David’s Tomb is the common holy place for all three monotheistic religions: Judaism, Christianity and Islam.
Jews attempted to purchase the admired David’s Tomb as early as the 15th century. As a result, a fierce strife broke out between the Jews and the Christians, which contributed to the fact that the ones to hold it eventually were the Muslims, who worship David as well. The building of David’s Tomb also holds in it the Cenacle (The Upper Room), the location of the Last Supper.
Since the 7th century it was thought that David’s tomb is located in Bethlehem, but not soon after, the tradition changed to mark the Cenacle as the correct place.
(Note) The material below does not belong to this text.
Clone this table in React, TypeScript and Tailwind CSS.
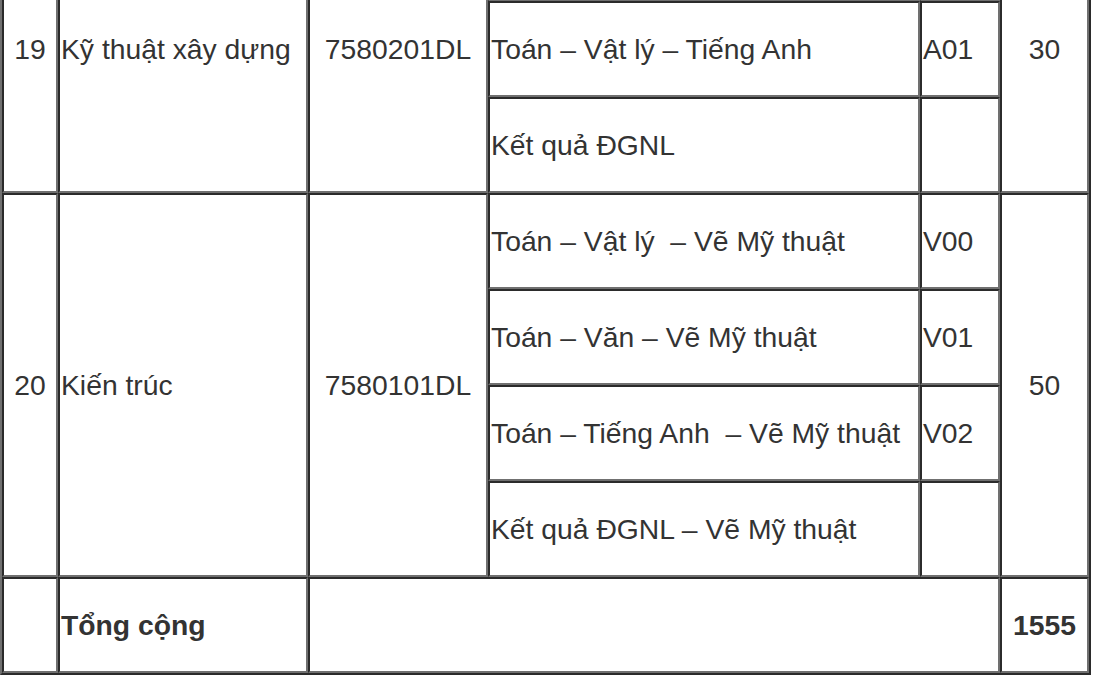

This is probably based on Peter’s saying that David’s tomb: “Brethren, I may confidently say to you regarding the patriarch David that he both died and was buried, and his tomb is with us to this day”.
Cenacle (The Upper Room)
The location of the Last Supper which was also Passover Seder. Here Jesus washes the feet of his disciples, and here is the origin of the Christian sacrament: the Eucharist. Tradition tells us Jesus appeared here after his resurrection. This is where the Holy Ghost appeared before the apostles in the shape of fire during the Shavuot holiday, which marked the beginning of the missionary to spread the faith.
Hagia Maria Sion Abbey
The abbey standing today in this location was built in 1900 and inaugurated 6 years later. This abbey is dedicated to the dormition of Mary mother of Jesus, which was pure of sins, which didn’t die naturally, but fell into an eternal dormition at this exact spot.
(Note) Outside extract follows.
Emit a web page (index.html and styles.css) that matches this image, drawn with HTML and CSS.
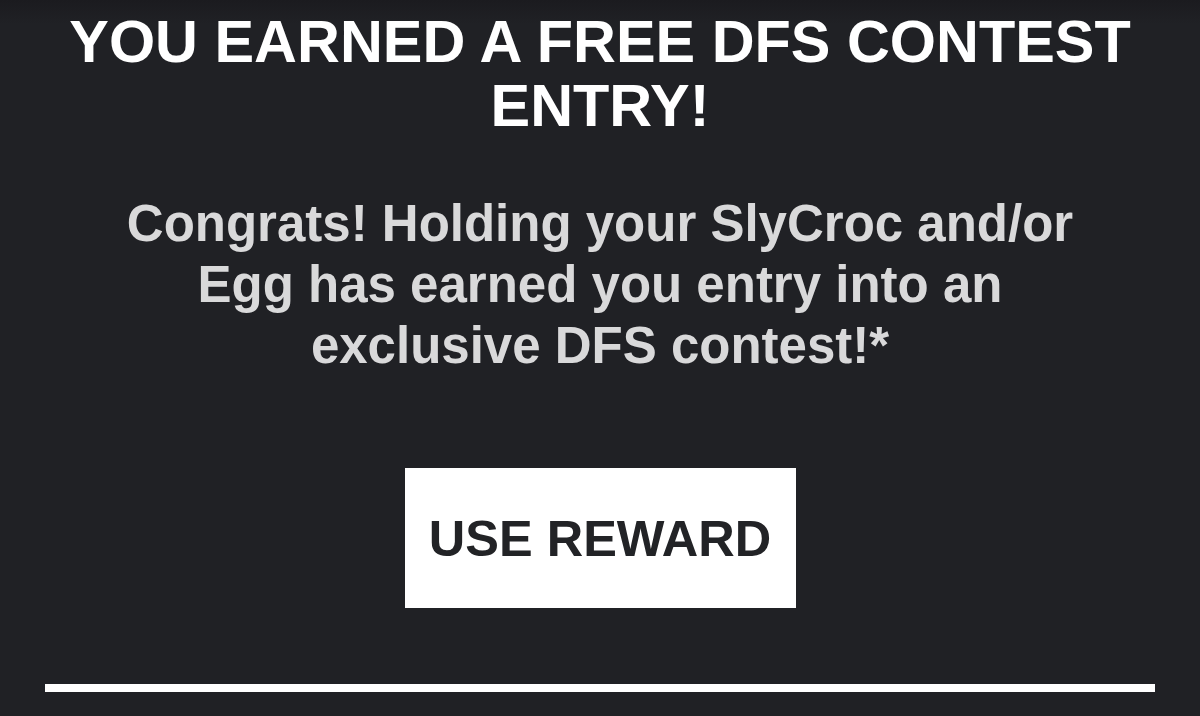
FILE: index.html
```html
<!DOCTYPE html>
<html lang="en">
  <head>
    <meta charset="UTF-8" />
    <meta name="viewport" content="width=device-width, initial-scale=1.0" />
    <title>Reward Unlocked</title>
    <link rel="stylesheet" href="styles.css">
  </head>
  <body>
    <div class="reward">
      <h1 class="reward-title">YOU EARNED A FREE DFS CONTEST ENTRY!</h1>
      <p class="reward-text">
        Congrats! Holding your SlyCroc and/or<br />
        Egg has earned you entry into an<br />
        exclusive DFS contest!*
      </p>
      <button class="reward-button" type="button">USE REWARD</button>
      <div class="reward-divider"></div>
    </div>
  </body>
</html>
```

FILE: styles.css
```css
* {
  box-sizing: border-box;
  margin: 0;
  padding: 0;
  border: 0;
}

body {
  font-family: "Liberation Sans", Arial, sans-serif;
  background: linear-gradient(#1b1b1f, #202125 24px) #202125;
  color: #ffffff;
  min-height: 100vh;
}

.reward {
  display: flex;
  flex-direction: column;
  align-items: center;
  padding: 10px 45px 0;
  text-align: center;
}

.reward-title {
  font-size: 59.4px;
  font-weight: 700;
  line-height: 64px;
  color: #ffffff;
}

.reward-text {
  margin-top: 55px;
  font-size: 51px;
  font-weight: 700;
  line-height: 61px;
  color: #d9d9da;
}

.reward-button {
  margin-top: 92px;
  width: 391px;
  height: 140px;
  background-color: #ffffff;
  color: #222326;
  font-family: inherit;
  font-size: 50.5px;
  font-weight: 700;
  cursor: pointer;
}

.reward-divider {
  margin-top: 76px;
  width: 100%;
  height: 8px;
  background-color: #ffffff;
}
```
The abbey is built on a land given to Wilhelm II, first king of Prussia, last Kaiser of Germany, from the Great Turkish Sultan Abdul Hamid. Wilhelm II, in turn, granted the land to the Catholic union, who gave it to Benedictine monks that built this abbey, which is regarded as one of the most beautiful ones in Jerusalem.
In 1898 Wilhelm II, first king of Prussia, last Kaiser of Germany arrives in Jerusalem. In his honor, a new path into the city is created. A moat near the wall is filled and a new gate is opened for the king to go through with his carriage.